Now, my point is not that any of the above stuff is exact, either; the spring 4 B.C.E. date for Jesus's birth still rests on a lot of guesswork.  It's more that our calendar-keeping isn't based on anything real as it is.  It's hard enough to keep up with the inevitable vagaries that are engendered by the fact that the Earth's rotation and revolution cycles don't line up especially well, which is why we have leap days every four years.  In fact, when that change was made, it was because in the sixteenth century, the powers-that-be were beginning to notice that the solstices and equinoxes, and more importantly from their point of view the holy days, were coming unglued from the dates they were supposed to occur on.  So this prompted the reformation of the calendar called the Gregorian calendar, which fixed the beginning of the year at January 1 (before, the date that marked the beginning of a new year varied from December 25 to March 25, depending on whom you asked), and added an extra day in February every four years to keep it from happening again.  The adoption of the Gregorian calendar caused the loss of 13 days (February 1 was immediately followed by February 14).  And even it wasn't adopted smoothly and universally -- the Republic of Venice adopted the new calendar in 1582; Great Britain waited until 1750; and Russia and Serbia didn't cave in until 1918.

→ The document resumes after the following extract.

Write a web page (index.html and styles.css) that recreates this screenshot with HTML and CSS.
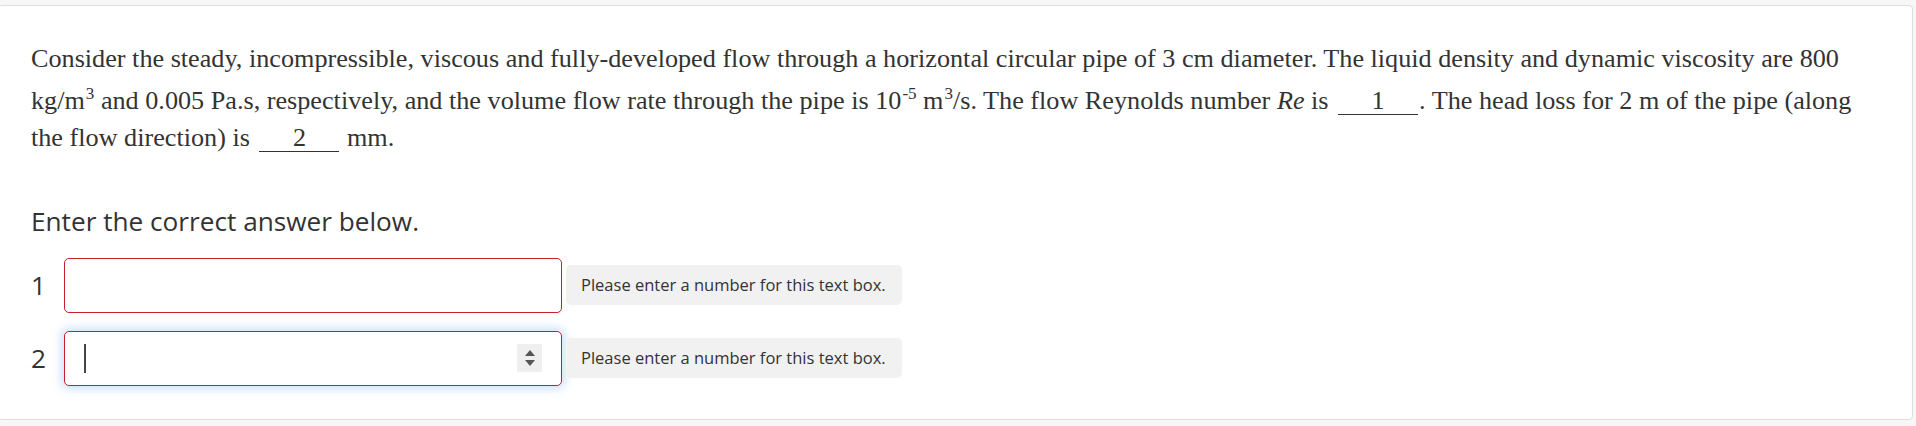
FILE: index.html
```html
<!DOCTYPE html>
<html lang="en">
<head>
<meta charset="utf-8">
<title>Question</title>
<link rel="stylesheet" href="styles.css">
</head>
<body>
<div class="card">
  <p class="question">Consider the steady, incompressible, viscous and fully-developed flow through a horizontal circular pipe of 3 cm diameter. The liquid density and dynamic viscosity are 800 kg/m<sup>3</sup> and 0.005 Pa.s, respectively, and the volume flow rate through the pipe is 10<sup>-5</sup> m<sup>3</sup>/s. The flow Reynolds number <i>Re</i> is <span class="blank">1</span>. The head loss for 2 m of the pipe (along the flow direction) is <span class="blank">2</span> mm.</p>
  <div class="prompt">Enter the correct answer below.</div>
  <div class="answers">
    <div class="row">
      <div class="label">1</div>
      <div class="field"></div>
      <div class="feedback">Please enter a number for this text box.</div>
    </div>
    <div class="row">
      <div class="label">2</div>
      <div class="field focused">
        <span class="caret"></span>
        <span class="spinner"><span class="up"></span><span class="down"></span></span>
      </div>
      <div class="feedback">Please enter a number for this text box.</div>
    </div>
  </div>
</div>
</body>
</html>
```

FILE: styles.css
```css
html, body {
  margin: 0;
  padding: 0;
}
body {
  background: #f7f7f7;
  width: 1916px;
  height: 426px;
  overflow: hidden;
}
.card {
  margin: 5px 3px 0 -2px;
  background: #fff;
  border: 1px solid #dedede;
  border-radius: 4px;
  padding: 34px 30px 33px 32px;
}
.question {
  margin: 0;
  font-family: "Liberation Serif", "Times New Roman", serif;
  font-size: 26.2px;
  line-height: 37px;
  color: #333;
  width: 1850px;
}
.question sup {
  font-size: 17px;
  line-height: 33.6px;
  vertical-align: super;
  margin-left: 1px;
}
.blank {
  display: inline-block;
  width: 80px;
  text-align: center;
  border-bottom: 1px solid #333;
  line-height: 26px;
  margin: 0 1px 0 3px;
}
.prompt {
  margin-top: 47px;
  font-family: "Open Sans", sans-serif;
  font-size: 26.2px;
  line-height: 36px;
  color: #333;
}
.answers {
  margin-top: 19px;
  display: flex;
  flex-direction: column;
  gap: 18px;
}
.row {
  display: flex;
  align-items: center;
}
.label {
  width: 33px;
  font-family: "Open Sans", sans-serif;
  font-size: 26.2px;
  color: #333;
}
.field {
  box-sizing: border-box;
  width: 498px;
  height: 55px;
  border: 1px solid #c8202a;
  border-radius: 5px;
  background: #fff;
  display: flex;
  align-items: center;
  padding: 0 19px 0 19px;
}
.field.focused {
  box-shadow: 0 0 10px 3px rgba(110, 165, 235, 0.35);
}
.caret {
  width: 2px;
  height: 29px;
  background: #444;
}
.spinner {
  margin-left: auto;
  width: 25px;
  height: 28px;
  background: #efefef;
  display: flex;
  flex-direction: column;
  align-items: center;
  justify-content: center;
  gap: 4px;
}
.up {
  width: 0;
  height: 0;
  border-left: 5px solid transparent;
  border-right: 5px solid transparent;
  border-bottom: 6px solid #555;
}
.down {
  width: 0;
  height: 0;
  border-left: 5px solid transparent;
  border-right: 5px solid transparent;
  border-top: 6px solid #555;
}
.feedback {
  margin-left: 4px;
  background: #f1f1f1;
  border-radius: 5px;
  padding: 0 16px 0 15px;
  height: 40px;
  line-height: 40px;
  font-family: "Open Sans", sans-serif;
  font-size: 16.5px;
  color: #333;
}
```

You can just imagine the hell this played with people's international engagement calendars.  (Actually, the author Umberto Eco used this very idea as one of the many plot twists in his novel Foucault's Pendulum, which might well be the most brilliantly intricate novel ever written.)

So trying to make a major-scale, simultaneous, worldwide change to time-keeping would be too much for us, I think.

Me, I think if we're really going to have a meaningful calendar, we should start with the real milestone, which is the Big Bang.  Now that's a real Zero Year.  And it makes the fact that we've only got three and a half months left in 13,800,002,024 A.B.B. seems like not such a big deal after all.